Perhaps it was the loosening of a drink, the friendly but spirited debate at the table next door, or, though it bothers me to say it, my own husband’s upset at Trumps vulgarity, I felt a sizzle of rage.
“You know that happened to me.”
“What happened to you,” he asked.
“A pussy grab. A guy at the subway station, when I worked in the city. He grabbed me.”
“Are you serious?”
“Totally. It just seemed gross and weird. I didn’t forget about it, but I just kind of let it pass. Like it was one of those weird things.”
“Oh my god.”
“I know. But to hear that Trump did that, like just did that to women. It suddenly doesn’t seem weird anymore. Like this has been happening to people. It wasn’t just a bizarre thing on the train one morning. It’s crazy.”
“That is crazy. Honey, I’m sorry. That’s really fucked up.”
*****
When we left the St. Regis, I felt spicy. The drink made me warm and the conversation about Trump and pussy grabbing had revved me up. I walked down the street buzzed on rye and self-righteous anger. I was forty-four. I was married to a decent man. And while it bothers me that being married mattered in that moment, it did. It meant a few things. It meant I was no longer young. It meant I had made commitments and was answerable to responsibility. And more than both of those, it meant I was no longer alone. Because more than anything, an angry woman is at risk—at risk of being considered crazy or shrill or unreasonable, at risk of being outcast and dismissed—and I had a man with all of his privilege backing me up, validating the sexist fucked-up-ness of things. I would be lying if I said that did not matter.
We walked up Fifth Avenue on our way back to our hotel and passed in front of Trump Tower for the fourth time that day. Black suburbans with dark tinted windows lined up on 56th Street. Armed police officers stood in front of white blockades that protected the entrance of Trump Tower from the traffic on Fifth Avenue. Graham and I stopped in front of the entrance and stared at the double row of gold Trump signs.
My pulse throbbed in the crease of my elbows and my heart hammered against my ribs. I thought about how normal it is for the female body to be insulted, assaulted, groped, raped or harmed and how often this reality was minimized by phrases like “locker room banter” and insufficient follow through or lack of belief. How American women were raised to believe that they had sovereignty over their bodies, or were supposed to have sovereignty at least in theory, but lived in a reality that offered one rebuttal after another. Worse, I, myself, had been willing, even eager, to believe that my own experience was an isolated incident, something odd and meaningless. And it had been that very day, because of the very man who had built the obnoxious tower in front of me, that I had no choice but to come to the conclusion that my experience was part of a larger pattern of widespread misogyny that informed my own gender.

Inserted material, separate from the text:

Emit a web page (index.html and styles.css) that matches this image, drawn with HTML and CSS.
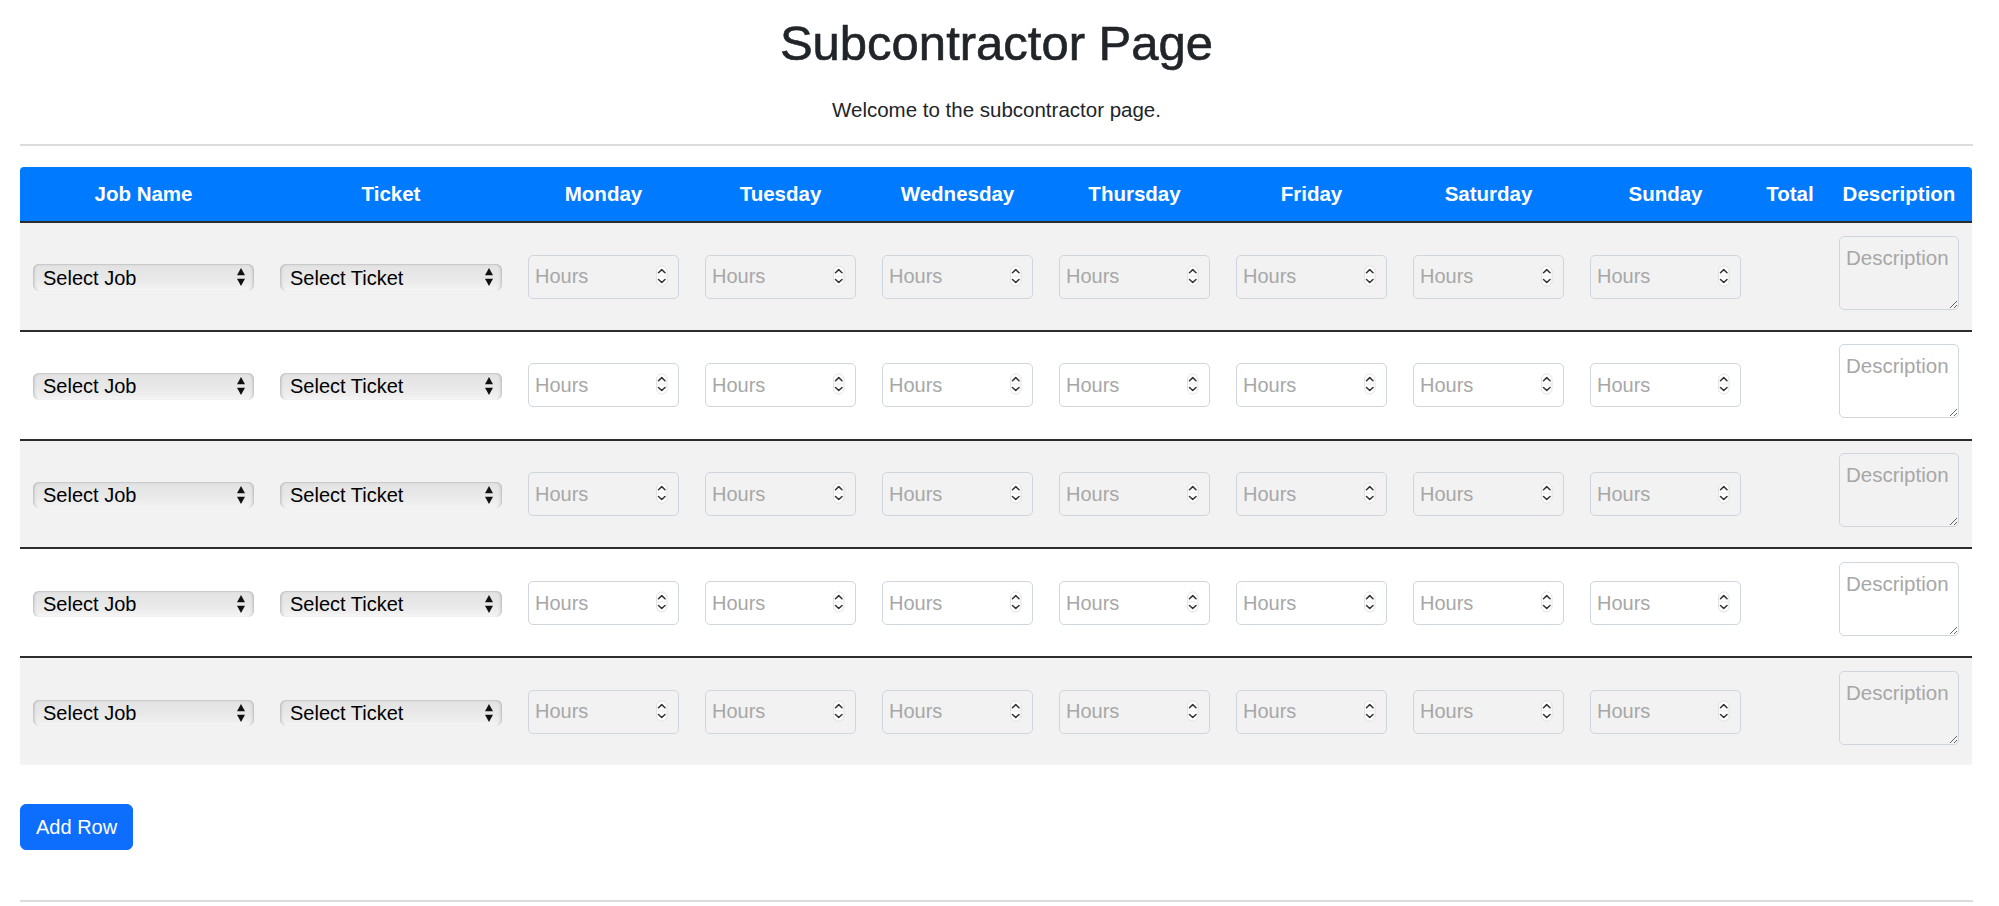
FILE: index.html
```html
<!DOCTYPE html>
<html lang="en">
<head>
<meta charset="utf-8">
<title>Subcontractor Page</title>
<link rel="stylesheet" href="styles.css">
</head>
<body>
<div class="page">
  <h1 class="title">Subcontractor Page</h1>
  <p class="lead">Welcome to the subcontractor page.</p>
  <hr class="rule rule-top">

  <div class="table-wrap">
    <table class="timesheet">
      <colgroup>
        <col class="c-job"><col class="c-ticket">
        <col class="c-day"><col class="c-day"><col class="c-day"><col class="c-day"><col class="c-day"><col class="c-day"><col class="c-day">
        <col class="c-total"><col class="c-desc">
      </colgroup>
      <thead>
        <tr>
          <th>Job Name</th><th>Ticket</th><th>Monday</th><th>Tuesday</th><th>Wednesday</th><th>Thursday</th><th>Friday</th><th>Saturday</th><th>Sunday</th><th>Total</th><th>Description</th>
        </tr>
      </thead>
      <tbody id="rows"></tbody>
    </table>
  </div>

  <button class="btn-add" type="button">Add Row</button>
  <hr class="rule rule-bottom">
</div>

<template id="row-tpl">
  <tr>
    <td><span class="sel-wrap"><select class="sel"><option>Select Job</option></select><svg class="sel-arrows" viewBox="0 0 8 18" width="8" height="18"><polygon points="0,7.2 4,0 8,7.2" fill="#111"/><polygon points="0,10.8 8,10.8 4,18" fill="#111"/></svg></span></td>
    <td><span class="sel-wrap"><select class="sel"><option>Select Ticket</option></select><svg class="sel-arrows" viewBox="0 0 8 18" width="8" height="18"><polygon points="0,7.2 4,0 8,7.2" fill="#111"/><polygon points="0,10.8 8,10.8 4,18" fill="#111"/></svg></span></td>
    <td class="day"></td><td class="day"></td><td class="day"></td><td class="day"></td><td class="day"></td><td class="day"></td><td class="day"></td>
    <td class="total"></td>
    <td class="desc"><textarea class="desc-input" placeholder="Description"></textarea></td>
  </tr>
</template>

<template id="hours-tpl">
  <span class="num-wrap"><input class="num" type="number" placeholder="Hours"><svg class="spin" viewBox="0 0 12 22" width="12" height="22"><rect x="0.5" y="0.5" width="11" height="21" rx="5.5" fill="#fff" stroke="#d4d4d4" stroke-width="0.7"/><line x1="1.5" y1="11" x2="10.5" y2="11" stroke="#e2e2e2" stroke-width="0.8"/><polyline points="2.6,7.6 6,4.4 9.4,7.6" fill="none" stroke="#333" stroke-width="1.6" stroke-linecap="round" stroke-linejoin="round"/><polyline points="2.6,14.6 6,17.8 9.4,14.6" fill="none" stroke="#333" stroke-width="1.6" stroke-linecap="round" stroke-linejoin="round"/></svg></span>
</template>

<script src="script.js"></script>
</body>
</html>
```

FILE: script.js
```javascript
(function () {
  var body = document.getElementById('rows');
  var rowTpl = document.getElementById('row-tpl');
  var hoursTpl = document.getElementById('hours-tpl');
  function addRow() {
    var row = rowTpl.content.firstElementChild.cloneNode(true);
    row.querySelectorAll('td.day').forEach(function (td) {
      td.appendChild(hoursTpl.content.firstElementChild.cloneNode(true));
    });
    body.appendChild(row);
  }
  for (var i = 0; i < 5; i++) addRow();
  document.querySelector('.btn-add').addEventListener('click', addRow);
})();
```

FILE: styles.css
```css
* { box-sizing: border-box; }

html, body {
  margin: 0;
  padding: 0;
  background: #ffffff;
}

body {
  font-family: "Liberation Sans", Arial, sans-serif;
  color: #212529;
}

.page {
  margin-left: 20px;
  width: 1953px;
  display: flex;
  flex-direction: column;
}

.title {
  margin: 13.5px 0 0;
  font-size: 49px;
  line-height: 59px;
  font-weight: 400;
  text-align: center;
  color: #212529;
  -webkit-text-stroke: 0.6px #212529;
}

.lead {
  margin: 22px 0 0;
  font-size: 20.5px;
  line-height: 30px;
  text-align: center;
}

.rule {
  width: 100%;
  height: 0;
  margin: 0;
  border: 0;
  border-top: 2px solid #dcdcdc;
}

.rule-top { margin-top: 19px; }
.rule-bottom { margin-top: 50px; }

.table-wrap {
  margin-top: 21.5px;
  width: 1952px;
  border-radius: 4px 4px 3px 3px;
  overflow: hidden;
}

.timesheet {
  width: 1952px;
  table-layout: fixed;
  border-collapse: separate;
  border-spacing: 0;
}

.c-job { width: 247px; }
.c-ticket { width: 248px; }
.c-day { width: 177px; }
.c-total { width: 72px; }
.c-desc { width: 146px; }

.timesheet th {
  background: #007bff;
  color: #ffffff;
  font-weight: 700;
  font-size: 20.5px;
  line-height: 30px;
  padding: 12px 4px;
  text-align: center;
  white-space: nowrap;
}

.timesheet td {
  padding: 12.5px 13px 12px;
  vertical-align: middle;
  border-top: 2px solid #2d2d2d;
  background: #ffffff;
}

.timesheet tbody tr:nth-child(odd) td { background: #f2f2f2; }

/* select */
.sel-wrap {
  position: relative;
  display: block;
  width: 100%;
  margin-top: 2px;
}

.sel {
  display: block;
  width: 100%;
  height: 26.5px;
  margin: 0;
  padding: 0 22px 0 10px;
  -webkit-appearance: none;
  appearance: none;
  border: 0;
  border-radius: 6px;
  font-family: "Liberation Sans", Arial, sans-serif;
  font-size: 20px;
  line-height: 26px;
  color: #000;
  background: linear-gradient(to bottom, #d9d9d9 0%, #e4e4e4 12%, #e8e8e8 50%, #eeeeee 80%, #f6f6f6 100%);
  box-shadow: inset 3px 0 3px -2px rgba(0,0,0,0.22), inset -3px 0 3px -2px rgba(0,0,0,0.22), inset 0 1px 0 rgba(0,0,0,0.06);
}

.sel-arrows {
  position: absolute;
  right: 9px;
  top: 4px;
  width: 8px;
  height: 18px;
  pointer-events: none;
}

/* number inputs */
.num-wrap {
  position: relative;
  display: block;
  width: 100%;
}

.num {
  display: block;
  width: 100%;
  height: 44px;
  margin: 0;
  padding: 6px 26px 6px 6px;
  border: 1px solid #cfd6de;
  border-radius: 5px;
  background: transparent;
  font-family: "Liberation Sans", Arial, sans-serif;
  font-size: 20px;
  line-height: 30px;
  color: #212529;
  -moz-appearance: textfield;
}

.num::-webkit-inner-spin-button,
.num::-webkit-outer-spin-button {
  -webkit-appearance: none;
  margin: 0;
}

.num::placeholder,
.desc-input::placeholder {
  color: #a7a7a7;
  opacity: 1;
}

.spin {
  position: absolute;
  right: 11.5px;
  top: 10px;
  width: 11.5px;
  height: 22px;
  pointer-events: none;
}

/* description */
.desc-input {
  display: block;
  width: 100%;
  height: 74px;
  margin: 0 0 8.3px;
  padding: 6px 6px;
  border: 1px solid #cfd6de;
  border-radius: 5px;
  background: transparent;
  font-family: "Liberation Sans", Arial, sans-serif;
  font-size: 20.5px;
  line-height: 30px;
  color: #212529;
  overflow: hidden;
}

.btn-add {
  align-self: flex-start;
  margin-top: 39.5px;
  padding: 7px 15px;
  border: 1px solid #0d6efd;
  border-radius: 6px;
  background: #0d6efd;
  color: #ffffff;
  font-family: "Liberation Sans", Arial, sans-serif;
  font-size: 20px;
  line-height: 30px;
  cursor: pointer;
}
```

It was in that moment that I stood in front of Trump Tower and gave Mr. Trump (who was, in fact, home that night) the finger. It was an iconic image. My middle finger stood tall in front of Trump’s gold entrance. They red edge of my thumb nail wrapped in front, my wedding band rising off my fourth knuckle. My heart pounded so hard I thought I might choke on myself and I was short of breath. For a second I felt like I might float away, that some part of me would dislocate and peel off, but instead I felt my feet plant on the ground next to my husband’s. I was not alone. There was no reason to flee. I heard Mary’s Karr’s words in my head, “You picked the wrong woman to fuck with today.”

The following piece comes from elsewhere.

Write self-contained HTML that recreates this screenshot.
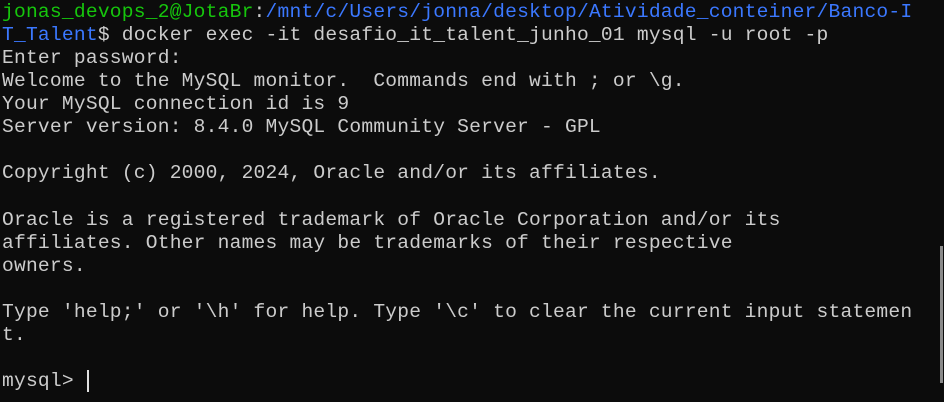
<!DOCTYPE html>
<html><head><meta charset="utf-8"><style>
html,body{margin:0;padding:0;background:#0c0c0c;width:944px;height:402px;overflow:hidden}
pre{margin:0;position:absolute;left:2px;top:1px;font-family:"Liberation Mono",monospace;font-size:19.6px;letter-spacing:0.22px;line-height:23.06px;color:#cccccc;white-space:pre}
.g{color:#16c60c}.b{color:#3b78ff}
.cur{position:absolute;left:87px;top:370px;width:2px;height:22px;background:#e0e0e0}
.sb{position:absolute;left:940px;top:246px;width:3px;height:137px;background:#8a8a8a}
</style></head><body>
<pre><span class="g">jonas_devops_2@JotaBr</span>:<span class="b">/mnt/c/Users/jonna/desktop/Atividade_conteiner/Banco-I
T_Talent</span>$ docker exec -it desafio_it_talent_junho_01 mysql -u root -p
Enter password:
Welcome to the MySQL monitor.  Commands end with ; or \g.
Your MySQL connection id is 9
Server version: 8.4.0 MySQL Community Server - GPL

Copyright (c) 2000, 2024, Oracle and/or its affiliates.

Oracle is a registered trademark of Oracle Corporation and/or its
affiliates. Other names may be trademarks of their respective
owners.

Type 'help;' or '\h' for help. Type '\c' to clear the current input statemen
t.

mysql> </pre>
<div class="cur"></div>
<div class="sb"></div>
</body></html>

For a minute I felt elated.
*****
Graham posted the picture on Facebook with the caption, “Trump’s Tower, Cristina’s finger,” and tagged me. It was near midnight in New York, but 9PM in California, and people started liking the picture right away. By the next morning over eighty people had liked the picture. It had been shared. My friend Julie had written, “That’s a terrific finger. Truly the best. Everyone says so.” Graham’s friend had commented, “Of all the collective words wasted on that man on the Internet, this set of four is among the most clear…and the image is another 250x them.”
In the wake of all this attention, I did not feel victorious. Instead I felt nauseous. No longer strong, angry or fed up, my heart rattled and sweat formed in my arm pit. My breath shallowed. It was an anxious fear, not of Trump, not of the armed police, not even of the notion of that I might have another run in with a grabber on the subway. No, I was afraid of the people I know, my Facebook friends and my real friends who would not like the photo, who would cringe at the visual of me giving Trump the F-you.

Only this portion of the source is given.